SHORT EXERCISE: Images are not part of the copy; transcribe all the data exactly.

DATA SEGMENT:

◇ ◇ ◇

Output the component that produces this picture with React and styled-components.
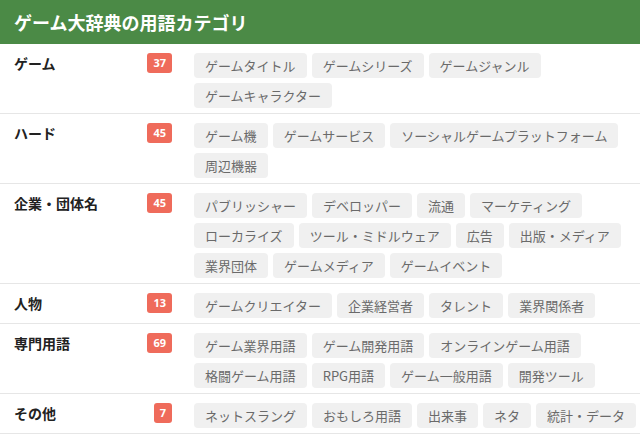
import React from "react";
import styled, { createGlobalStyle } from "styled-components";

const GlobalStyle = createGlobalStyle`
  body {
    margin: 0;
    background: #fff;
    font-family: "Noto Sans CJK JP", "Noto Sans", sans-serif;
  }
`;

const Panel = styled.div`
  width: 640px;
`;

const Header = styled.div`
  height: 44px;
  background: #4b8a46;
  color: #fff;
  display: flex;
  align-items: center;
  padding-left: 14px;
  font-size: 18px;
  font-weight: bold;
`;

const Row = styled.div`
  display: flex;
  padding: 9px 0 5px;
  border-bottom: 1px solid #e6e6e6;
`;

const Head = styled.div`
  width: 172px;
  padding-left: 14px;
  box-sizing: border-box;
  display: flex;
  justify-content: space-between;
  align-items: flex-start;
  flex-shrink: 0;
`;

const Label = styled.div`
  font-size: 14px;
  font-weight: bold;
  color: #222;
  line-height: 20px;
`;

const Badge = styled.span`
  background: #ef6b5b;
  color: #fff;
  font-size: 11px;
  font-weight: bold;
  font-family: "Open Sans", sans-serif;
  height: 20px;
  line-height: 20px;
  padding: 0 6px;
  border-radius: 3px;
`;

const Tags = styled.div`
  flex: 1;
  display: flex;
  flex-wrap: wrap;
  gap: 5px;
  margin-left: 22px;
  padding-right: 1px;
`;

const Tag = styled.span`
  height: 25px;
  line-height: 25px;
  padding: 0 11px;
  background: #f0f0f0;
  border-radius: 4px;
  font-size: 13px;
  color: #6a6a6a;
  white-space: nowrap;
`;

const categories = [
  { name: "ゲーム", count: 37, tags: ["ゲームタイトル", "ゲームシリーズ", "ゲームジャンル", "ゲームキャラクター"] },
  { name: "ハード", count: 45, tags: ["ゲーム機", "ゲームサービス", "ソーシャルゲームプラットフォーム", "周辺機器"] },
  {
    name: "企業・団体名",
    count: 45,
    tags: [
      "パブリッシャー", "デベロッパー", "流通", "マーケティング", "ローカライズ",
      "ツール・ミドルウェア", "広告", "出版・メディア", "業界団体", "ゲームメディア", "ゲームイベント",
    ],
  },
  { name: "人物", count: 13, tags: ["ゲームクリエイター", "企業経営者", "タレント", "業界関係者"] },
  {
    name: "専門用語",
    count: 69,
    tags: ["ゲーム業界用語", "ゲーム開発用語", "オンラインゲーム用語", "格闘ゲーム用語", "RPG用語", "ゲーム一般用語", "開発ツール"],
  },
  { name: "その他", count: 7, tags: ["ネットスラング", "おもしろ用語", "出来事", "ネタ", "統計・データ"] },
];

export default function App() {
  return (
    <Panel>
      <GlobalStyle />
      <Header>ゲーム大辞典の用語カテゴリ</Header>
      {categories.map((c) => (
        <Row key={c.name}>
          <Head>
            <Label>{c.name}</Label>
            <Badge>{c.count}</Badge>
          </Head>
          <Tags>
            {c.tags.map((t) => (
              <Tag key={t}>{t}</Tag>
            ))}
          </Tags>
        </Row>
      ))}
    </Panel>
  );
}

◇ ◇ ◇

IN RESPONSE:
Output the component that produces this picture with React and styled-components.
import React from "react";
import styled, { createGlobalStyle } from "styled-components";

const GlobalStyle = createGlobalStyle`
  body {
    margin: 0;
    background: #fff;
    font-family: "Noto Sans CJK JP", "Noto Sans", sans-serif;
  }
`;

const Panel = styled.div`
  width: 640px;
`;

const Header = styled.div`
  height: 44px;
  background: #4b8a46;
  color: #fff;
  display: flex;
  align-items: center;
  padding-left: 14px;
  font-size: 18px;
  font-weight: bold;
`;

const Row = styled.div`
  display: flex;
  padding: 9px 0 5px;
  border-bottom: 1px solid #e6e6e6;
`;

const Head = styled.div`
  width: 172px;
  padding-left: 14px;
  box-sizing: border-box;
  display: flex;
  justify-content: space-between;
  align-items: flex-start;
  flex-shrink: 0;
`;

const Label = styled.div`
  font-size: 14px;
  font-weight: bold;
  color: #222;
  line-height: 20px;
`;

const Badge = styled.span`
  background: #ef6b5b;
  color: #fff;
  font-size: 11px;
  font-weight: bold;
  font-family: "Open Sans", sans-serif;
  height: 20px;
  line-height: 20px;
  padding: 0 6px;
  border-radius: 3px;
`;

const Tags = styled.div`
  flex: 1;
  display: flex;
  flex-wrap: wrap;
  gap: 5px;
  margin-left: 22px;
  padding-right: 1px;
`;

const Tag = styled.span`
  height: 25px;
  line-height: 25px;
  padding: 0 11px;
  background: #f0f0f0;
  border-radius: 4px;
  font-size: 13px;
  color: #6a6a6a;
  white-space: nowrap;
`;

const categories = [
  { name: "ゲーム", count: 37, tags: ["ゲームタイトル", "ゲームシリーズ", "ゲームジャンル", "ゲームキャラクター"] },
  { name: "ハード", count: 45, tags: ["ゲーム機", "ゲームサービス", "ソーシャルゲームプラットフォーム", "周辺機器"] },
  {
    name: "企業・団体名",
    count: 45,
    tags: [
      "パブリッシャー", "デベロッパー", "流通", "マーケティング", "ローカライズ",
      "ツール・ミドルウェア", "広告", "出版・メディア", "業界団体", "ゲームメディア", "ゲームイベント",
    ],
  },
  { name: "人物", count: 13, tags: ["ゲームクリエイター", "企業経営者", "タレント", "業界関係者"] },
  {
    name: "専門用語",
    count: 69,
    tags: ["ゲーム業界用語", "ゲーム開発用語", "オンラインゲーム用語", "格闘ゲーム用語", "RPG用語", "ゲーム一般用語", "開発ツール"],
  },
  { name: "その他", count: 7, tags: ["ネットスラング", "おもしろ用語", "出来事", "ネタ", "統計・データ"] },
];

export default function App() {
  return (
    <Panel>
      <GlobalStyle />
      <Header>ゲーム大辞典の用語カテゴリ</Header>
      {categories.map((c) => (
        <Row key={c.name}>
          <Head>
            <Label>{c.name}</Label>
            <Badge>{c.count}</Badge>
          </Head>
          <Tags>
            {c.tags.map((t) => (
              <Tag key={t}>{t}</Tag>
            ))}
          </Tags>
        </Row>
      ))}
    </Panel>
  );
}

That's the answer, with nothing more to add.